Not that all is lost. Collaboration is difficult. It’s one thing for two countries to say they’re going to fight together; it’s another to actually do it. We still struggle with NATO after decades together to solve language challenges, ensure that systems work, develop a common doctrine, and train.

Nor do the Chinese and Russians make natural allies. Their ideologies don’t match. They have long had disputes along an extensive border. Their interests diverge. Russia isn’t worried about the Pacific, and China isn’t interested in getting involved in Europe. Distrust runs deep on both sides. They would each be threatened by the other growing too powerful. It may be that the thing they have most in common is being pariahs to the Western world. 

All this is a bit too hopeful for me. Maybe, like in the past, the relationship will decompose on its own. Hal Brand of Johns Hopkins University has reportedly even suggested that the best thing we can do is just push the two countries closer on a bet that, as in the Cold War, they would eventually disappoint each other.

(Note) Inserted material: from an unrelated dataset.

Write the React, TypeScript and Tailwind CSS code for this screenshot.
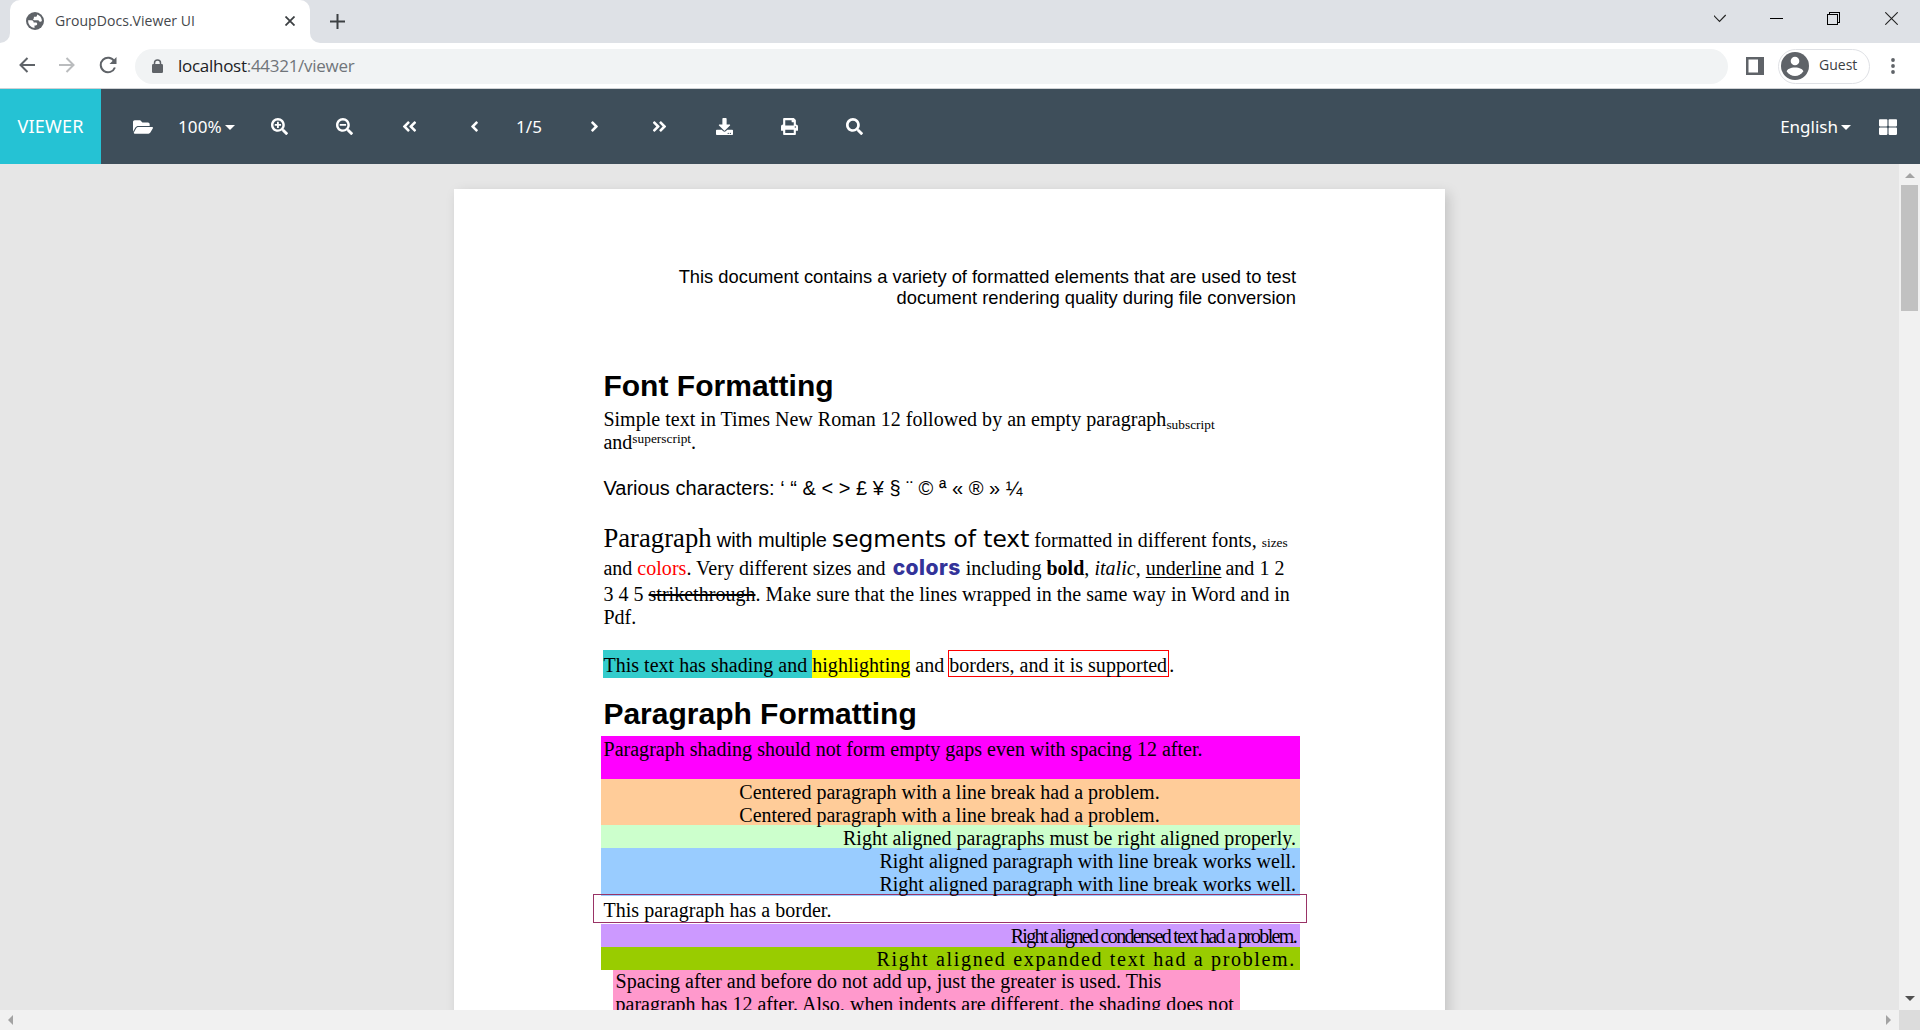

Potentially, that is already happening. The Russians allegedly asked the Chinese for equipment or troops to fight in Ukraine, and the Chinese denied them. Perhaps that refusal will shift Mr. Putin’s willingness to stick his neck out for Mr. Xi in the Battle for Taiwan, or any other issue. But that posture could also be changing. Last week, the American commerce department blacklisted five Chinese companies for helping Russia’s military. 

Only time will tell. What, though, is the logic of leaving such a potentially existential  matter to fate? Nations need allies; this wouldn’t be the first time the enemy of my enemy became a friend. Given the stakes, our leadership needs to wake up, heed the advice of the sage general, and put the issue front and center where it belongs.